# DATASET EXCERPT
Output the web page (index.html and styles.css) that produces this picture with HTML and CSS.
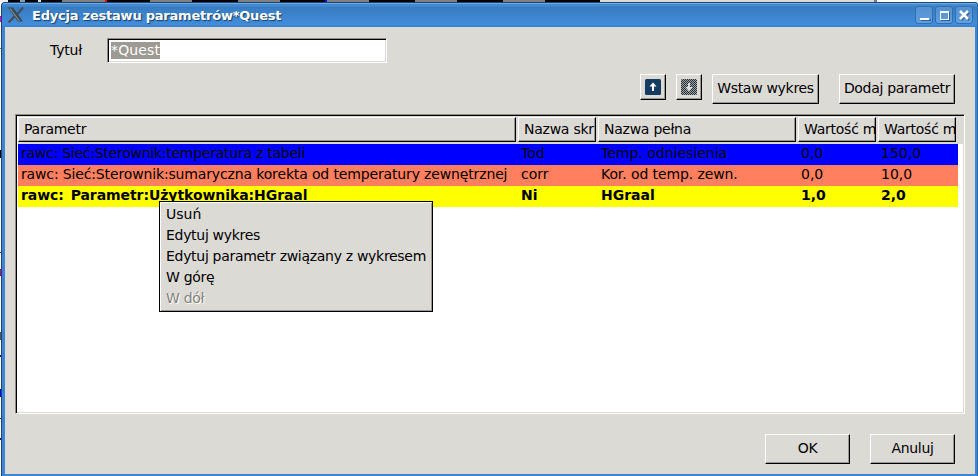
FILE: index.html
```html
<!DOCTYPE html>
<html lang="pl">
<head>
<meta charset="utf-8">
<title>Edycja zestawu parametrów*Quest</title>
<link rel="stylesheet" href="styles.css">
</head>
<body>
<div class="desktop-top"></div>
<div class="desktop-row">
<div class="desktop-left"></div>
<main class="window">
  <header class="titlebar">
    <svg class="app-icon" width="18" height="18" viewBox="0 0 18 18">
      <path d="M1 1.500h5l10 14h-5z" fill="#3c464e"/><path d="M3 2.500l9.500 12.500" stroke="#87929b" stroke-width="1.200"/>
      <path d="M16 1.500L10 8.500M7.500 10.500l-6 6" stroke="#454b50" stroke-width="2"/>
    </svg>
    <h1 class="title">Edycja zestawu parametrów*Quest</h1>
    <div class="controls">
      <svg class="control" viewBox="1 1 16 16" shape-rendering="crispEdges"><path d="M6 14.500h9V13" stroke="#315f91" fill="none"/><path d="M5 13h9" stroke="#fff" stroke-width="2"/></svg>
      <svg class="control" viewBox="1 1 16 16" shape-rendering="crispEdges"><path d="M6 14.500h8.500V6" stroke="#315f91" fill="none"/><path d="M5 5h9v9H5zM6 7v6h7V7z" fill="#fff" fill-rule="evenodd"/></svg>
      <svg class="control" viewBox="1 1 16 16"><path d="M6 6l8 8M14 6l-8 8" stroke="#315f91" stroke-width="2.500"/><path d="M5 5l8 8M13 5l-8 8" stroke="#fff" stroke-width="2.500"/></svg>
    </div>
  </header>
  <section class="content">
    <div class="title-row">
      <label class="label" for="name">Tytuł</label>
      <div class="field" id="name"><span class="selected">*Quest</span></div>
    </div>
    <div class="toolbar">
      <button class="button icon-button"><svg width="16" height="16" viewBox="0 0 16 16"><rect width="16" height="16" rx="1.500" fill="#153b60"/><path d="M8 3.500l3.500 4H9V12H7V7.500H4.500z" fill="#fff"/></svg></button>
      <button class="button icon-button"><svg width="16" height="16" viewBox="0 0 16 16"><defs><pattern id="dots" width="2" height="2" patternUnits="userSpaceOnUse"><path d="M0 0h1v1H0zM1 1h1v1H1z" fill="#22303c" shape-rendering="crispEdges"/></pattern></defs><rect width="16" height="16" rx="1.500" fill="#a3a29e"/><rect width="16" height="16" rx="1.500" fill="url(#dots)"/><path d="M7 4h2v4h2.500L8 12.500 4.500 8H7z" fill="#dedddb"/></svg></button>
      <button class="button insert">Wstaw wykres</button>
      <button class="button add">Dodaj parametr</button>
    </div>
    <div class="list">
      <div class="grid head">
        <div class="th">Parametr</div><div class="th">Nazwa skr</div><div class="th">Nazwa pełna</div><div class="th">Wartość m</div><div class="th">Wartość m</div>
      </div>
      <div class="grid row blue"><span class="source">rawc: Sieć:Sterownik:temperatura z tabeli</span><span>Tod</span><span>Temp. odniesienia</span><span>0,0</span><span>150,0</span></div>
      <div class="grid row coral"><span class="source">rawc: Sieć:Sterownik:sumaryczna korekta od temperatury zewnętrznej</span><span>corr</span><span class="full">Kor. od temp. zewn.</span><span>0,0</span><span>10,0</span></div>
      <div class="grid row yellow"><span class="source">rawc: Parametr:Użytkownika:HGraal</span><span>Ni</span><span>HGraal</span><span>1,0</span><span>2,0</span></div>
    </div>
    <footer class="actions"><button class="button action">OK</button><button class="button action">Anuluj</button></footer>
  </section>
</main>
</div>
<div class="menu">
  <div class="item first">Usuń</div><div class="item">Edytuj wykres</div><div class="item">Edytuj parametr związany z wykresem</div><div class="item">W górę</div><div class="item disabled">W dół</div>
</div>
</body>
</html>
```

FILE: styles.css
```css
* { box-sizing: border-box; }
body { margin: 0; width: 978px; height: 476px; overflow: hidden; background: #fff; color: #000; font: 14px/21px "DejaVu Sans", sans-serif; }
.desktop-top { height: 2px; background: linear-gradient(90deg, #eee 0 8px, #000 8px 20px, #8d9dac 20px 25px, #000 25px 38px, #ddd 38px 41px, #000 41px 62px, #808080 62px 105px, #f00 105px 107px, #000 107px 150px, #808080 150px 192px, #000 192px 238px, #808080 238px 280px, #000 280px 325px, #00f 325px 327px, #808080 327px 369px, #000 369px 415px, #808080 415px 457px, #000 457px 503px, #808080 503px 545px, #000 545px 600px, #dcdad5 600px 874px, #7279a0 874px 877px, #fff 877px); }
.desktop-row { display: flex; height: 474px; }
.desktop-left { width: 1px; background: linear-gradient(#fff 0 14px, #c0c 14px 20px, #fff 20px 46px, #a60 46px 47px, #fff 47px 148px, #000 148px 156px, #fff 156px 250px, #a00 250px 251px, #fff 251px 267px, #a0a 267px 274px, #fff 274px 330px, #555 330px 338px, #fff 338px 353px, #00f 353px 355px, #fff 355px 387px, #00f 387px 395px, #fff 395px 416px, #00f 416px 417px, #fff 417px 436px, #00f 436px 438px, #fff 438px); }
.window { width: 977px; height: 474px; border: solid #34689f; border-width: 1px 1px 0; border-radius: 4px 3px 0 0; border-left-color: #1d466f; border-top-color: #1d466f; background: #3d85d2; }
.titlebar { display: flex; height: 24px; align-items: center; padding: 0 4px 0 5px; border-radius: 3px 3px 0 0; background: linear-gradient(#6dabea 0 1px, #4389d0 1px 3px, #387cc0 4px, #428ddb 22px, #347bc8 24px); }
.app-icon { margin-right: 7px; }
.title { flex: 1; margin: 0; padding-top: 2px; color: #fff; font: bold 13px/20px "DejaVu Sans", sans-serif; letter-spacing: -0.22px; white-space: nowrap; text-shadow: 1px 1px 1px #183c63; }
.controls { display: flex; gap: 2px; }
.control { display: block; width: 18px; height: 18px; border: 1px solid #316fb1; border-radius: 3px; background: linear-gradient(#5290d1, #609fe0); }
.content { margin: 0 2px 0 3px; height: 447px; background: #dcdad5; padding: 11px 10px 0; }
.title-row { display: flex; height: 25px; padding-left: 35px; }
.label { width: 57px; line-height: 24px; letter-spacing: -0.2px; }
.field { width: 280px; height: 25px; padding: 3px; border: 1px solid; border-color: #918d84 #fff #fff #918d84; background: #fff; box-shadow: inset 1px 1px #000, inset -1px -1px #dcdad5; line-height: 17px; }
.selected { display: inline-block; height: 17px; background: #9c9a93; color: #fff; line-height: 17px; letter-spacing: 0.15px; }
.toolbar { display: flex; align-items: flex-start; justify-content: flex-end; margin-top: 11px; height: 40px; padding-right: 10px; }
.button { font: inherit; letter-spacing: -0.3px; color: #000; border: 1px solid; border-color: #fff #000 #000 #fff; border-radius: 0; background: #dcdad5; box-shadow: inset -1px -1px #999790; padding: 0 0 2px; height: 30px; white-space: nowrap; }
.icon-button { display: flex; width: 26px; height: 26px; padding: 4px; margin-right: 10px; }
.insert { width: 107px; margin-right: 20px; }
.add { width: 116px; }
.list { width: 950px; height: 300px; border: 1px solid; border-color: #918d84 #fff #fff #918d84; background: #fff; padding: 1px 1px 1px 2px; box-shadow: inset 1px 1px #000, inset -1px -1px #dcdad5; }
.grid { display: grid; grid-template-columns: 500px 80px 200px 80px 80px; }
.head { width: 945px; height: 28px; padding-top: 1px; background: #dcdad5; }
.th { height: 25px; margin-right: 2px; overflow: hidden; white-space: nowrap; border: 1px solid; border-color: #fff #000 #000 #fff; box-shadow: inset -1px -1px #999790; padding-left: 5px; line-height: 22px; letter-spacing: -0.25px; }
.row { width: 940px; height: 21px; line-height: 19px; padding-left: 3px; white-space: nowrap; }
.blue { background: #00f; }
.blue .source { letter-spacing: -0.25px; }
.coral { background: #ff7f5e; }
.coral .source { letter-spacing: -0.145px; }
.coral .full { letter-spacing: -0.1px; }
.yellow { background: #ff0; font-weight: bold; }
.yellow .source { letter-spacing: -0.07px; word-spacing: 2px; }
.actions { display: flex; justify-content: flex-end; gap: 20px; padding: 20px 10px 0 0; }
.action { width: 85px; }
.menu { position: absolute; left: 159px; top: 201px; width: 274px; height: 111px; padding: 2px 6px; border: 1px solid #000; background: #dcdad5; box-shadow: inset 1px 1px #fff, inset -1px -1px #999790; white-space: nowrap; }
.item { height: 21px; line-height: 20px; letter-spacing: -0.3px; }
.item.first { letter-spacing: 0; }
.disabled { color: #85837f; text-shadow: 1px 1px #fff; }
```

# WHAT IS BEING ASKED
Search the lines for the word "styles" and report how many contain it, by number only.

# SOLVED PROBLEM
3